Cotton Mather – Kontiki: Deluxe Edition
Here’s one that got away, kids.
Austin psych-pop legends Cotton Mather – named after the Puritan minister/Salem witch trials bon vivant – shone promisingly throughout the ’90s, although the ascendancy and takeover of corporate alt-rock and nü-metal eventually doomed them and other likeminded outfits to obscurity. Three full-lengths plus a couple of EPs, and they were outta there, with bandleader Robert Harrison enjoying moderate fame during the next decade fronting Future Clouds and Radar (profiled a few years ago in S&S). Had 1997’s brilliant Kontiki, their second album, gained wider distribution and press attention, perhaps the story would have been different, but despite notching rave reviews in the British press and support from the likes of Noel and Liam Gallagher, in the U.S. only a handful of tastemakers heard the record. Even yours truly, working in a record store at the time, has only the vaguest of memories of Kontiki; it’s likely a copy or two found their way into our bins, but as released by budget-challenged indie label Copper, it never stood a chance.
Returning to the Kontiki well for this two-disc Deluxe Edition, however, Harrison aims to re-route the fickle currents of history, resurrecting one of the most riveting – and in certain corners, revered – powerpop artifacts of the modern era. Awash in Beatlesque harmonies, jangly-but-scorching guitars, and the kind of dense, headphone-beckoning arrangements that’d make Todd Rundgren and Andy Partridge blush, the 14 tracks of the original album are psonic sunspots of timeless tunesmithery. From first cut “Camp Hill Rail Operator,” which opens with a telltale burst of backwards-tape playfulness before catapulting headlong into a muscular slice of Big Star/Superdrag anthemism, through winsome finale “Autumn Birds,” an acoustic-powered Lennonesque ballad, it’s as if Harrison & Co. had unearthed a secret trove where pop maestros from the last three decades had been judiciously stashing away their best material.
In a sense, that last comment’s not so far-fetched. The self-produced and -recorded Kontiki was, in fact, stitched together painstakingly from stacks of ADATS and four-track cassettes the band (which went through several lineup changes during the protracted sessions) had amassed. At a friend’s advice Harrison enlisted Nashville’s Brad Jones to mix the record, although as Harrison’s copious liner notes outline, Jones pitched in to such a degree with editing and re-recording duties that he earned an additional “assistant producer” credit. And considering the tunes’ modest provenance, the final product seems all the more astonishing: witness, for example, “Spin My Wheels,” widescreen and luminous, and reminiscent of “Here Comes the Sun”; or the brash, swaggering “Vegetable Row,” with its crisply-rendered Dylan-like vocals colliding against jagged, distortion-lined guitars and fat, echoey drums.
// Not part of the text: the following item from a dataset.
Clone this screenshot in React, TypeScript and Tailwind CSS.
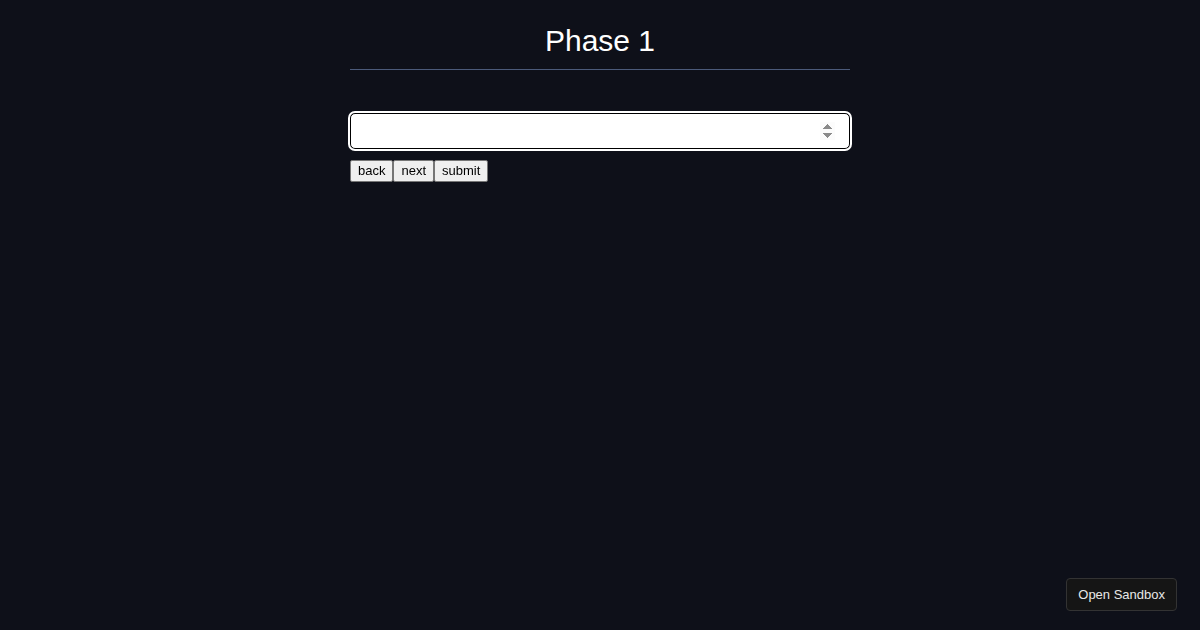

Harrison could have left things at that and still had one of the year’s best reissues with this remastered album. But then we wouldn’t have gotten the dozen demos, live and acoustic tracks of the second disc. Among the gems encountered are a four-track early take of “Homefront Cameo,” here more overtly John, Paul, Dirk and Barry than the subsequent album version; the previously unheard “Little Star,” another song very much in a Big Star vein (it was written in Memphis during sessions for Cotton Mather’s first album); and “The Gold Gone Days,” a shimmery bit of psychedelia originally slated for Kontiki. The sound quality of the bonus material is uniformly good, and in some places equal to that of the mothership. Rounding the package out is a 28-page booklet boasting Harrison’s lines, remembrances penned by band members and Brad Wood, and candid photos.
I’ve sometimes questioned the wisdom of resurrecting the oeuvre of long-forgotten bands who barely registered a blip on the public radar; aside from friends and family, who’s going to buy an archival collection from an artist that didn’t sell the first time around? In the case of Cotton Mather, however, you can throw that pseudo-rule out the window, ‘cos Kontiki – funded via Kickstarter by devoted fans with long memories – is a keeper. Stop presses: the band’s doing a reunion concert at SXSW in Austin this March, and you can bet the S&S crew will be on hand.